DATA TO USE:
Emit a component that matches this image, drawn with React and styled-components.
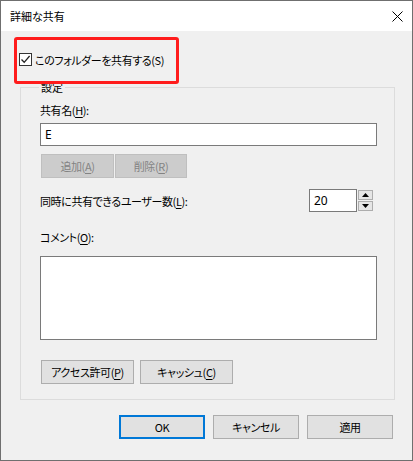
--
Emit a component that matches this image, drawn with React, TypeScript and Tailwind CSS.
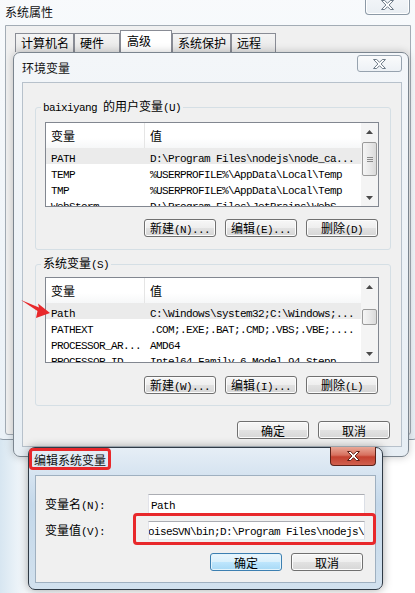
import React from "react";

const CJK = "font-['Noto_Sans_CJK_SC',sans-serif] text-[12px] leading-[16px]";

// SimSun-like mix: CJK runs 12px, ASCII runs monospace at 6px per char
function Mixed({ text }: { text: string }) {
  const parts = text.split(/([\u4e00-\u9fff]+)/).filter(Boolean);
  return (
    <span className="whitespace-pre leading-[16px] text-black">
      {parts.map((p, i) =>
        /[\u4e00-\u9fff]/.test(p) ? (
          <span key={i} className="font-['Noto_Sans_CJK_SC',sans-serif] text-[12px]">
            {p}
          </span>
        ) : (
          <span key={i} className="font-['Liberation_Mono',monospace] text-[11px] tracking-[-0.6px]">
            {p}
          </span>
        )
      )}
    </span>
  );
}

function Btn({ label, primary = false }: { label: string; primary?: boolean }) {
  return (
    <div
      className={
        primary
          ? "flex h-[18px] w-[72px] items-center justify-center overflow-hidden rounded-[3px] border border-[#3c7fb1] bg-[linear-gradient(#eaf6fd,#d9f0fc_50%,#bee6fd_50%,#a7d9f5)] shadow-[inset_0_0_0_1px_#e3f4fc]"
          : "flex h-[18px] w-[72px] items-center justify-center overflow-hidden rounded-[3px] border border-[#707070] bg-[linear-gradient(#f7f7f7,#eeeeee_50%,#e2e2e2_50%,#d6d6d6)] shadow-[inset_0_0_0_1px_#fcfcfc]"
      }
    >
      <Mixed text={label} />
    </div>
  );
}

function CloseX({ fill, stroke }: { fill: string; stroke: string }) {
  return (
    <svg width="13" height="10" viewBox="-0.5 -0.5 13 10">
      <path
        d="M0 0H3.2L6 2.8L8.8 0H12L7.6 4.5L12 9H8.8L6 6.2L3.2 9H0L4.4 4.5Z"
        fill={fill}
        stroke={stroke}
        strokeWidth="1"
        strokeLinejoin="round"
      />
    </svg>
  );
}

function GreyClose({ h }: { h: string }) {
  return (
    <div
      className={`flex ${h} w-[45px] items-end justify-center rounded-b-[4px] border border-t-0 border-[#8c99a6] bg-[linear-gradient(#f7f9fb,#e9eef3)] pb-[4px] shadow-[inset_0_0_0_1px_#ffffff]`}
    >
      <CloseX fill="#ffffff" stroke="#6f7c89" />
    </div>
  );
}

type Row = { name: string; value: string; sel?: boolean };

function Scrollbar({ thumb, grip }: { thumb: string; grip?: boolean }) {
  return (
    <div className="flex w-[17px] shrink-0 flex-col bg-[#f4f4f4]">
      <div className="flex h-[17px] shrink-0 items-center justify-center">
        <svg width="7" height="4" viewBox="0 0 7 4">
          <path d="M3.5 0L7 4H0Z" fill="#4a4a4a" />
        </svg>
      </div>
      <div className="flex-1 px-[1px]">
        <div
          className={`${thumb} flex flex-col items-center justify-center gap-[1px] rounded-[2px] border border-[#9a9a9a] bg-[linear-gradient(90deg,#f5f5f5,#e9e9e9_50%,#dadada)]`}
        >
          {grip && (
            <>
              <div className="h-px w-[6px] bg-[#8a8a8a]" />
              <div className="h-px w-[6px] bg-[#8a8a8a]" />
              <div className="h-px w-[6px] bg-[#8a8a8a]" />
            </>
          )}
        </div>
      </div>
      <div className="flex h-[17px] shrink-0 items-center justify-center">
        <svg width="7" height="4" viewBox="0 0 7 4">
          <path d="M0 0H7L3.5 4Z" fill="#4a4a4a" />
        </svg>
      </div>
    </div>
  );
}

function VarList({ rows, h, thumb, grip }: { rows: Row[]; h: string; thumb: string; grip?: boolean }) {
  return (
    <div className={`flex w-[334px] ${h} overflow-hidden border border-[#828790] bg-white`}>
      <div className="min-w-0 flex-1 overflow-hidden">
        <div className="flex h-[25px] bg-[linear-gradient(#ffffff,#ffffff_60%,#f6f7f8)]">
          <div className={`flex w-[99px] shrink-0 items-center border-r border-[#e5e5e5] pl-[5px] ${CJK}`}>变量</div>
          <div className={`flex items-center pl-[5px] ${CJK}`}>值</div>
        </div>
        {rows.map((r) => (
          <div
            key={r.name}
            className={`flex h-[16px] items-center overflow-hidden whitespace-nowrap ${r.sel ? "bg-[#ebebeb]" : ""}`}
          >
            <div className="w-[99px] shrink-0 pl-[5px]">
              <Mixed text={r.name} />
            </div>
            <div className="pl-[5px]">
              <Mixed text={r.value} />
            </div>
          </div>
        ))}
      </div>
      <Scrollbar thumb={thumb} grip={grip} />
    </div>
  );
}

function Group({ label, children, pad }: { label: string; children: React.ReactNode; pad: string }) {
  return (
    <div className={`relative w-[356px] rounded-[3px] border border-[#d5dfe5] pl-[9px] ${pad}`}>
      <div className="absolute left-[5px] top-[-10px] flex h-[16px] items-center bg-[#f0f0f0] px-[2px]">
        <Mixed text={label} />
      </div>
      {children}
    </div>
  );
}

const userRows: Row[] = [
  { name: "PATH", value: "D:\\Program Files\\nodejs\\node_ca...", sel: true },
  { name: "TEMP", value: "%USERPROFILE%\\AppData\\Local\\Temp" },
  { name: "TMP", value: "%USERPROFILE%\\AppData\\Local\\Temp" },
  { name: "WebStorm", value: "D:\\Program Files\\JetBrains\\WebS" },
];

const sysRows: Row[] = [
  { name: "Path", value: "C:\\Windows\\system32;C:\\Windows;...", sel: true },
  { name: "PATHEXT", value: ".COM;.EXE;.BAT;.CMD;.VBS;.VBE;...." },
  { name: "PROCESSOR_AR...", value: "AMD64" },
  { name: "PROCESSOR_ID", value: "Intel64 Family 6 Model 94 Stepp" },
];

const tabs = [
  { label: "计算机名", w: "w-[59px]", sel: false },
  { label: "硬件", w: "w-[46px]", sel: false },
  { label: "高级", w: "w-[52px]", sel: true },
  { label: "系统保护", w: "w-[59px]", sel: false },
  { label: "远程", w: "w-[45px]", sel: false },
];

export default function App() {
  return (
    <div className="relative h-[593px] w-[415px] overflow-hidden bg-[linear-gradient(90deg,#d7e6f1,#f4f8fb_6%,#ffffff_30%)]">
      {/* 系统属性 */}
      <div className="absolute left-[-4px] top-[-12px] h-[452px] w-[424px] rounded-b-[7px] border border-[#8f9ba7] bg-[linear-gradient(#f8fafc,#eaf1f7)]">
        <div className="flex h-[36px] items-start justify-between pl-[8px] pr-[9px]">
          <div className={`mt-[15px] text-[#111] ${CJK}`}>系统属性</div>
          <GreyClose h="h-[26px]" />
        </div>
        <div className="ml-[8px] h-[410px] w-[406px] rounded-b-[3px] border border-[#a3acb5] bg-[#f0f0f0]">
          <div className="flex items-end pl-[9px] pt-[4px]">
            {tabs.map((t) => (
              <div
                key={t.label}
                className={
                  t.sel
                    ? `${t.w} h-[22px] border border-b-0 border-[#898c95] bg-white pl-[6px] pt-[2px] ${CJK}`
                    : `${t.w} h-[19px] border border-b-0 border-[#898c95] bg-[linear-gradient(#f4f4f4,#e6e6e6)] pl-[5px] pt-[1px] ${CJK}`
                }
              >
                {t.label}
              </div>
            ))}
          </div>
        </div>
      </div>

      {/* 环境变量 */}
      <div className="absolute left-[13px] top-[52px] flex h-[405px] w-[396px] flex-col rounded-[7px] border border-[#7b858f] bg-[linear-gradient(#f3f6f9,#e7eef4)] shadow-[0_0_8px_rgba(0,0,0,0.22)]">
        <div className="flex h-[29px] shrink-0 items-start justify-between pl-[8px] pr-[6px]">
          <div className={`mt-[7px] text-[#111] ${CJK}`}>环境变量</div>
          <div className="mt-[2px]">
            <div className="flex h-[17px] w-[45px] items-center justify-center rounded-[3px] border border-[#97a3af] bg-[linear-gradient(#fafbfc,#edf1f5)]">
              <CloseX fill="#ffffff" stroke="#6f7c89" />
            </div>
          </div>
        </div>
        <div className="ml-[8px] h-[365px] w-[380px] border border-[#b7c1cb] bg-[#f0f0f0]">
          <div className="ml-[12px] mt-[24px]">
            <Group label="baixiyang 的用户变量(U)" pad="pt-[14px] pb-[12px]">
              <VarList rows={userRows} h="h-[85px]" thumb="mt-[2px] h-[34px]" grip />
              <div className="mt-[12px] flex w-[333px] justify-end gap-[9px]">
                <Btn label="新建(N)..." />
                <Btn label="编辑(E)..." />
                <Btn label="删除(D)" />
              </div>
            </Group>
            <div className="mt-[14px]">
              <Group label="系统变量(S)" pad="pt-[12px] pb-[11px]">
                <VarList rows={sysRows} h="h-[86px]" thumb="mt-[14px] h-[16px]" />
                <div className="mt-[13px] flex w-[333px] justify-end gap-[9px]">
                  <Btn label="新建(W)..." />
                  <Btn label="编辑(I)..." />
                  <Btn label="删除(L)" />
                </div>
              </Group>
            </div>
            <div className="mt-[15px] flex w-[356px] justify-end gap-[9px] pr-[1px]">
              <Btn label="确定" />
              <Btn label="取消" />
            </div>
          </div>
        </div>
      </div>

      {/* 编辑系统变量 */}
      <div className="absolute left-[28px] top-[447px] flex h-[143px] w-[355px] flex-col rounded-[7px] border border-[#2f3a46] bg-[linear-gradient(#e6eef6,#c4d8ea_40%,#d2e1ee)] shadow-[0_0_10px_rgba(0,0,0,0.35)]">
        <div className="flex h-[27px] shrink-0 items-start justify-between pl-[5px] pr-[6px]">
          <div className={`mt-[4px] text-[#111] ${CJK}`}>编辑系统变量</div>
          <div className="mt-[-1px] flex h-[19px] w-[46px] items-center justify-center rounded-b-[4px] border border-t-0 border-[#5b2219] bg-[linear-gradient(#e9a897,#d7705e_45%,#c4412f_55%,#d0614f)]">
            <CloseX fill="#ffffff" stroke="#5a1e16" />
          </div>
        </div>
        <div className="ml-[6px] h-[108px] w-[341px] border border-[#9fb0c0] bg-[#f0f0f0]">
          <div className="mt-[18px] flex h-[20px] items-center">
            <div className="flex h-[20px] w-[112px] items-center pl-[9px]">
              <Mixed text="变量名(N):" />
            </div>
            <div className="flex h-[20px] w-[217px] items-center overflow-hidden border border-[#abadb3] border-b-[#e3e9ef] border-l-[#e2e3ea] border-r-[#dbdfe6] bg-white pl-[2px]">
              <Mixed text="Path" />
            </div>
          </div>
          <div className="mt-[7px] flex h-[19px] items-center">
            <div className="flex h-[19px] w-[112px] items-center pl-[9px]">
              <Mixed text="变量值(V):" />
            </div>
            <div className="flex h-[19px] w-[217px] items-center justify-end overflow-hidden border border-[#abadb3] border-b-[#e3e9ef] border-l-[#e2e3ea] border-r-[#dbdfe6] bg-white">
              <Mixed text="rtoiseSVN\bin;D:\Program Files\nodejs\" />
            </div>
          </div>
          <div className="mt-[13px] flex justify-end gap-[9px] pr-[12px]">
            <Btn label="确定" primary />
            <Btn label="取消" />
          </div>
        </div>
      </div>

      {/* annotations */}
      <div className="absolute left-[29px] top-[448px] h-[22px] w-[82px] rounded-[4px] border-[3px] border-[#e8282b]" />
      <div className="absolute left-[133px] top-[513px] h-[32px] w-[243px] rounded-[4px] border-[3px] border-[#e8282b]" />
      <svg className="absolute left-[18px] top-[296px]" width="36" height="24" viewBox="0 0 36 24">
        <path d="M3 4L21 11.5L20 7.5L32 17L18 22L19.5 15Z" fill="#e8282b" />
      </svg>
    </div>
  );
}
---
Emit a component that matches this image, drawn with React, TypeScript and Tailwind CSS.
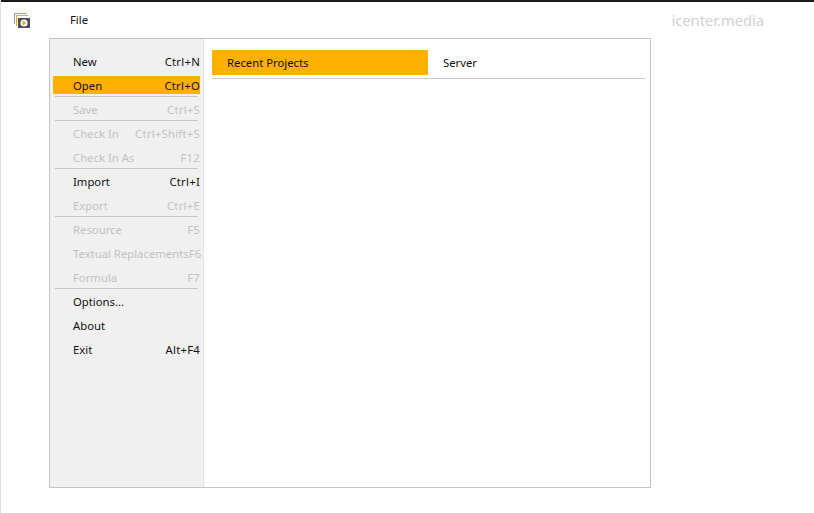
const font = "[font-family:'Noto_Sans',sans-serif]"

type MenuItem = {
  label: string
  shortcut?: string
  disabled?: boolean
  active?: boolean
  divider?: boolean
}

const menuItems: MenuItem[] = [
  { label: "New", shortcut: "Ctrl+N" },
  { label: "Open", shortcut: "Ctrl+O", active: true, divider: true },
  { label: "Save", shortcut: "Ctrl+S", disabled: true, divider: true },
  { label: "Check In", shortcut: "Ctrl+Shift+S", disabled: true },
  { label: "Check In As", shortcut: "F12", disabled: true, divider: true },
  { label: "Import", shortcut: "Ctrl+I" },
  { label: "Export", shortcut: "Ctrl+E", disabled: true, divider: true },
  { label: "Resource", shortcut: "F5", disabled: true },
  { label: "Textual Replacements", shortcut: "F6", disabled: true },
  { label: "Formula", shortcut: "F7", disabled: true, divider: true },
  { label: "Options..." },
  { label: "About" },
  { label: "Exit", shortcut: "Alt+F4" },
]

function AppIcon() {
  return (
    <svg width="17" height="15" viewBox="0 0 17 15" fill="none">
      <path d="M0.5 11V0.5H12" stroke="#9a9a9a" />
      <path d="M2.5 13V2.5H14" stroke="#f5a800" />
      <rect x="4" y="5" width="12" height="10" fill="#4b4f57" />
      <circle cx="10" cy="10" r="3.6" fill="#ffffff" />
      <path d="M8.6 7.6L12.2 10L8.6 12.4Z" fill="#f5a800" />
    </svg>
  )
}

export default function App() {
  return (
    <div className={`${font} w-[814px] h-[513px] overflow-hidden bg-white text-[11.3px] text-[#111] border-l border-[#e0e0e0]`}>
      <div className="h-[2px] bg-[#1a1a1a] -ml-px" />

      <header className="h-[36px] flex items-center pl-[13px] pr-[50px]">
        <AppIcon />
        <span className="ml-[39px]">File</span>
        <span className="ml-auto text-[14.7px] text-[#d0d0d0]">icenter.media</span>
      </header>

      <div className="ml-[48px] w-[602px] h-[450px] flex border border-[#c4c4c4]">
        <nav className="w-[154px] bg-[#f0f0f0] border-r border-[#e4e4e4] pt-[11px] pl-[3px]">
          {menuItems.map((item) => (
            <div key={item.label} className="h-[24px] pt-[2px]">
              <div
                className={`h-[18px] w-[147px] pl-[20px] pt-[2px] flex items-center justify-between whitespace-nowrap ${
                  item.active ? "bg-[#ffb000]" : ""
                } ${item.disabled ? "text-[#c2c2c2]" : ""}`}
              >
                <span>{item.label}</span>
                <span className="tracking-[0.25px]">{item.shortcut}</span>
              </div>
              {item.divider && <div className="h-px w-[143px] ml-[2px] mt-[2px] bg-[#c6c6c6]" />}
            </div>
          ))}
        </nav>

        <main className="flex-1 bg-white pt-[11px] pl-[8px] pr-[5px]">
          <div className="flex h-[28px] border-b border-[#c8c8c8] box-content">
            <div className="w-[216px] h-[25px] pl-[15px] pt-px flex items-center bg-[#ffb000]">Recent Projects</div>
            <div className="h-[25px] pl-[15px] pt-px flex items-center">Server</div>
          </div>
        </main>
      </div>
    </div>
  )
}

PROBLEM TO SOLVE:
Give every line of the material that includes the string "React".

WRITTEN ANSWER:
Emit a component that matches this image, drawn with React and styled-components.
Emit a component that matches this image, drawn with React, TypeScript and Tailwind CSS.
import React from "react";
function Group({ label, children, pad }: { label: string; children: React.ReactNode; pad: string }) {
Emit a component that matches this image, drawn with React, TypeScript and Tailwind CSS.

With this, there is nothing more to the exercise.